• _Dataset excerpt_
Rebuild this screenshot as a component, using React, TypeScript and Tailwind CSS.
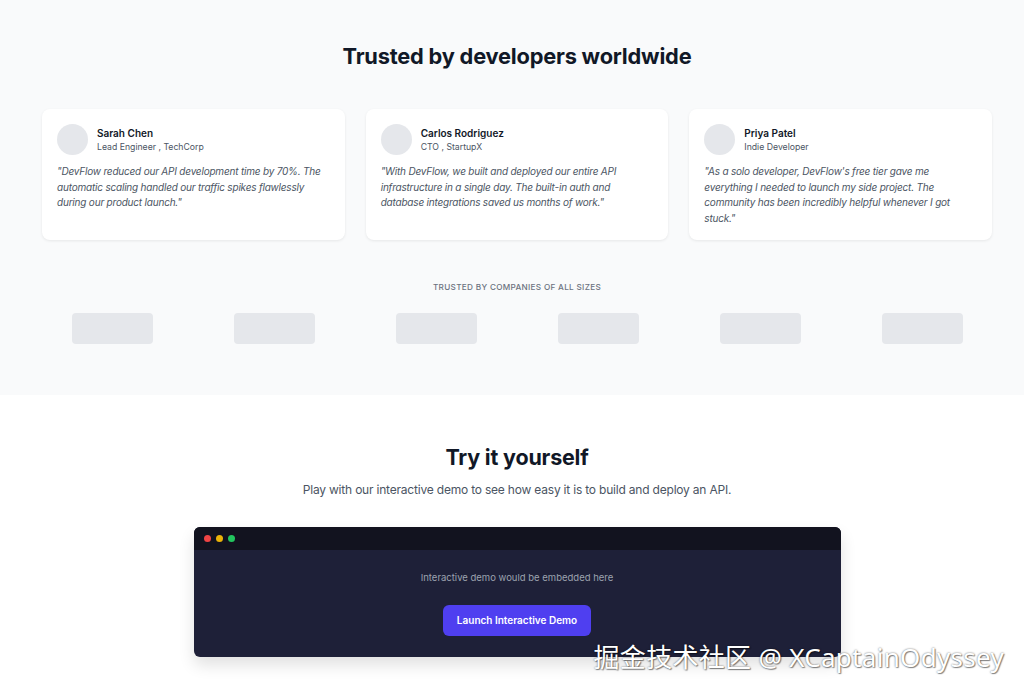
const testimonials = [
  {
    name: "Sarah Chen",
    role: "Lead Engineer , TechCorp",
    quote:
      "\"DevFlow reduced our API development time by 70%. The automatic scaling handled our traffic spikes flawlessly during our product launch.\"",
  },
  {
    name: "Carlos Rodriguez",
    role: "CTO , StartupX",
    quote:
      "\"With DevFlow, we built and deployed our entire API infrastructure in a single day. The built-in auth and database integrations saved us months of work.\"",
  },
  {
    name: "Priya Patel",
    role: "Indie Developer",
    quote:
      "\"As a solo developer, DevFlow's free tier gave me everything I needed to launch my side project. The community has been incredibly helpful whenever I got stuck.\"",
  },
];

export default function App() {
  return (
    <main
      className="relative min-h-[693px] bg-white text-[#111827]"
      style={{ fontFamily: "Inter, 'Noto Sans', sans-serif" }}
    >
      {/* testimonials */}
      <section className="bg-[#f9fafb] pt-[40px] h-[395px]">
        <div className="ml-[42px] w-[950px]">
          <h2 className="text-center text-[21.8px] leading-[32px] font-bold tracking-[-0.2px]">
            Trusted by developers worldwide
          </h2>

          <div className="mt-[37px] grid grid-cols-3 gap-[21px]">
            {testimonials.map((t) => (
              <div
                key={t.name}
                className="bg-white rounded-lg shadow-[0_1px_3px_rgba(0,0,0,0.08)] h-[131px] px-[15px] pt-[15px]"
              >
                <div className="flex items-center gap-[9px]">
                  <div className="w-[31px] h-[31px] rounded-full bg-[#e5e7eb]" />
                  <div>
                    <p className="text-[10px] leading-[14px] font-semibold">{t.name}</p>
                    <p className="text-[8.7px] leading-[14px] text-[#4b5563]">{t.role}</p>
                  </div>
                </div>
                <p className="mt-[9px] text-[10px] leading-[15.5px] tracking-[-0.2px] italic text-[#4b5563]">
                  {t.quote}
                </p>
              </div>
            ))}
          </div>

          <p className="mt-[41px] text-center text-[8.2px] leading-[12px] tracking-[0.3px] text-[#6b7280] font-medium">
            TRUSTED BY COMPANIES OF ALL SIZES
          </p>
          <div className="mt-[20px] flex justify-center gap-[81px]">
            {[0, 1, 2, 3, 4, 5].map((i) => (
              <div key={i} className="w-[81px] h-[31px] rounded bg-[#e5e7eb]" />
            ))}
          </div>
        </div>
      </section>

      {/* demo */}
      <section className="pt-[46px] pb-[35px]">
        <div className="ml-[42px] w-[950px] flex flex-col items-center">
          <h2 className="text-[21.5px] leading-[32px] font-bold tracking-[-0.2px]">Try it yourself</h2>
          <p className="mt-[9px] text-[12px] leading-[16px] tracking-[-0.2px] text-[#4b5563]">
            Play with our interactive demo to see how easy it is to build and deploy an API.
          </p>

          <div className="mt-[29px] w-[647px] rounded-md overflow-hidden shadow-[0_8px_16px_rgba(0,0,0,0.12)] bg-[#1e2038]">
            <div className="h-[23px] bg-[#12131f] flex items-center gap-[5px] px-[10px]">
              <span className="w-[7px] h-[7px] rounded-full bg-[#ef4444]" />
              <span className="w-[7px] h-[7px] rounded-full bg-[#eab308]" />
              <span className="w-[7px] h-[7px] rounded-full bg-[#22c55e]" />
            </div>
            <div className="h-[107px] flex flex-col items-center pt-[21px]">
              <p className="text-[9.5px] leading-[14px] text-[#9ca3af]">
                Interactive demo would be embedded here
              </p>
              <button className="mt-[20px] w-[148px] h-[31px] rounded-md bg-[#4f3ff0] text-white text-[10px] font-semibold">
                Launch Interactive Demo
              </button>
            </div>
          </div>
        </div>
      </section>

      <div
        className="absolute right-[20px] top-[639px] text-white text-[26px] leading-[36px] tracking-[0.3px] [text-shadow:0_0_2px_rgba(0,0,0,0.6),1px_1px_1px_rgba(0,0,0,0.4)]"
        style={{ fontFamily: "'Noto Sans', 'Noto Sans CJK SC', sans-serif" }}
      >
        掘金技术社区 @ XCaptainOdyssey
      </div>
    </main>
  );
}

• _Exercise goal_
Output a faithful copy of the data, with each picture left out.

• _Correct response_
Rebuild this screenshot as a component, using React, TypeScript and Tailwind CSS.
const testimonials = [
  {
    name: "Sarah Chen",
    role: "Lead Engineer , TechCorp",
    quote:
      "\"DevFlow reduced our API development time by 70%. The automatic scaling handled our traffic spikes flawlessly during our product launch.\"",
  },
  {
    name: "Carlos Rodriguez",
    role: "CTO , StartupX",
    quote:
      "\"With DevFlow, we built and deployed our entire API infrastructure in a single day. The built-in auth and database integrations saved us months of work.\"",
  },
  {
    name: "Priya Patel",
    role: "Indie Developer",
    quote:
      "\"As a solo developer, DevFlow's free tier gave me everything I needed to launch my side project. The community has been incredibly helpful whenever I got stuck.\"",
  },
];

export default function App() {
  return (
    <main
      className="relative min-h-[693px] bg-white text-[#111827]"
      style={{ fontFamily: "Inter, 'Noto Sans', sans-serif" }}
    >
      {/* testimonials */}
      <section className="bg-[#f9fafb] pt-[40px] h-[395px]">
        <div className="ml-[42px] w-[950px]">
          <h2 className="text-center text-[21.8px] leading-[32px] font-bold tracking-[-0.2px]">
            Trusted by developers worldwide
          </h2>

          <div className="mt-[37px] grid grid-cols-3 gap-[21px]">
            {testimonials.map((t) => (
              <div
                key={t.name}
                className="bg-white rounded-lg shadow-[0_1px_3px_rgba(0,0,0,0.08)] h-[131px] px-[15px] pt-[15px]"
              >
                <div className="flex items-center gap-[9px]">
                  <div className="w-[31px] h-[31px] rounded-full bg-[#e5e7eb]" />
                  <div>
                    <p className="text-[10px] leading-[14px] font-semibold">{t.name}</p>
                    <p className="text-[8.7px] leading-[14px] text-[#4b5563]">{t.role}</p>
                  </div>
                </div>
                <p className="mt-[9px] text-[10px] leading-[15.5px] tracking-[-0.2px] italic text-[#4b5563]">
                  {t.quote}
                </p>
              </div>
            ))}
          </div>

          <p className="mt-[41px] text-center text-[8.2px] leading-[12px] tracking-[0.3px] text-[#6b7280] font-medium">
            TRUSTED BY COMPANIES OF ALL SIZES
          </p>
          <div className="mt-[20px] flex justify-center gap-[81px]">
            {[0, 1, 2, 3, 4, 5].map((i) => (
              <div key={i} className="w-[81px] h-[31px] rounded bg-[#e5e7eb]" />
            ))}
          </div>
        </div>
      </section>

      {/* demo */}
      <section className="pt-[46px] pb-[35px]">
        <div className="ml-[42px] w-[950px] flex flex-col items-center">
          <h2 className="text-[21.5px] leading-[32px] font-bold tracking-[-0.2px]">Try it yourself</h2>
          <p className="mt-[9px] text-[12px] leading-[16px] tracking-[-0.2px] text-[#4b5563]">
            Play with our interactive demo to see how easy it is to build and deploy an API.
          </p>

          <div className="mt-[29px] w-[647px] rounded-md overflow-hidden shadow-[0_8px_16px_rgba(0,0,0,0.12)] bg-[#1e2038]">
            <div className="h-[23px] bg-[#12131f] flex items-center gap-[5px] px-[10px]">
              <span className="w-[7px] h-[7px] rounded-full bg-[#ef4444]" />
              <span className="w-[7px] h-[7px] rounded-full bg-[#eab308]" />
              <span className="w-[7px] h-[7px] rounded-full bg-[#22c55e]" />
            </div>
            <div className="h-[107px] flex flex-col items-center pt-[21px]">
              <p className="text-[9.5px] leading-[14px] text-[#9ca3af]">
                Interactive demo would be embedded here
              </p>
              <button className="mt-[20px] w-[148px] h-[31px] rounded-md bg-[#4f3ff0] text-white text-[10px] font-semibold">
                Launch Interactive Demo
              </button>
            </div>
          </div>
        </div>
      </section>

      <div
        className="absolute right-[20px] top-[639px] text-white text-[26px] leading-[36px] tracking-[0.3px] [text-shadow:0_0_2px_rgba(0,0,0,0.6),1px_1px_1px_rgba(0,0,0,0.4)]"
        style={{ fontFamily: "'Noto Sans', 'Noto Sans CJK SC', sans-serif" }}
      >
        掘金技术社区 @ XCaptainOdyssey
      </div>
    </main>
  );
}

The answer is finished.